SPAM: Stateless Permutation of Application Memory

TL;DR

SPAM is a novel stateless software defense that permutes application memory to prevent a wide range of memory safety and hardware vulnerability exploits, applicable to multi-threaded applications with minimal performance overhead.

Contribution

It introduces a stateless memory permutation technique implemented as an LLVM pass, enhancing security against diverse memory attacks in multi-threaded C programs.

Findings

Effective in preventing memory safety violations

Comparable performance overhead to existing techniques

Proven scalable on multi-threaded benchmarks

Abstract

In this paper, we propose the Stateless Permutation of Application Memory (SPAM), a software defense that enables fine-grained data permutation for C programs.
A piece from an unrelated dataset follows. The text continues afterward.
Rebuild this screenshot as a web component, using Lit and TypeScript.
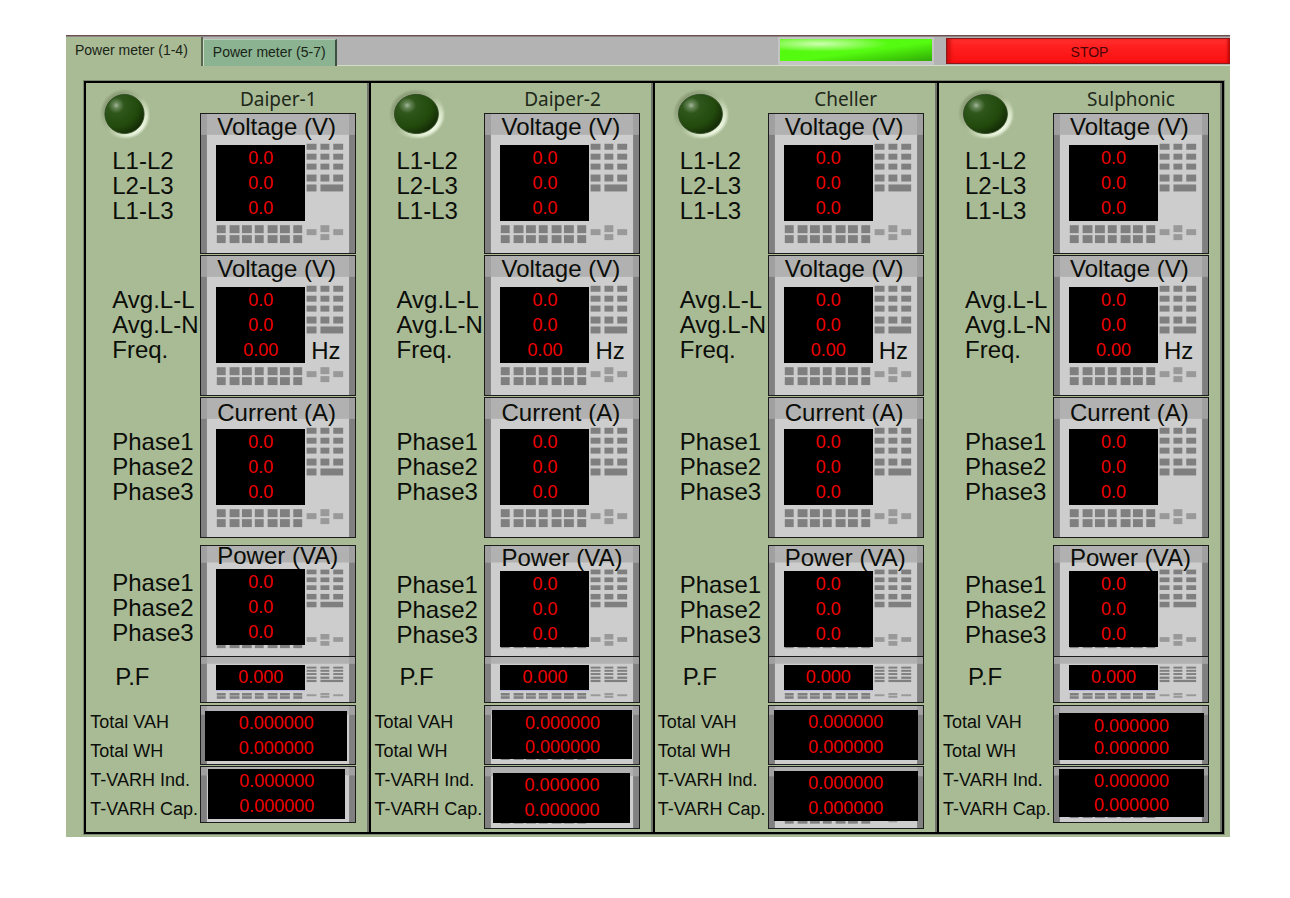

The key benefits include resilience against attacks that directly exploit software errors (i.e., spatial and temporal memory safety violations) in addition to attacks that exploit hardware vulnerabilities such as ColdBoot, RowHammer or hardware side-channels to disclose or corrupt memory using a single cohesive technique. Unlike prior work, SPAM is stateless by design making it automatically applicable to multi-threaded applications. We implement SPAM as an LLVM compiler pass with an extension to the compiler-rt runtime. We evaluate it on the C subset of the SPEC2017 benchmark suite and three real-world applications: the Nginx web server, the Duktape Javascript interpreter, and the WolfSSL cryptographic library. We further show SPAM's scalability by running a multi-threaded benchmark suite. SPAM has greater security coverage and comparable performance overheads to state-of-the-art software techniques for memory safety on contemporary x86_64 processors. Our security evaluation confirms SPAM's effectiveness in preventing intra/inter spatial/temporal memory violations by making the attacker success chances as low as 1/16!.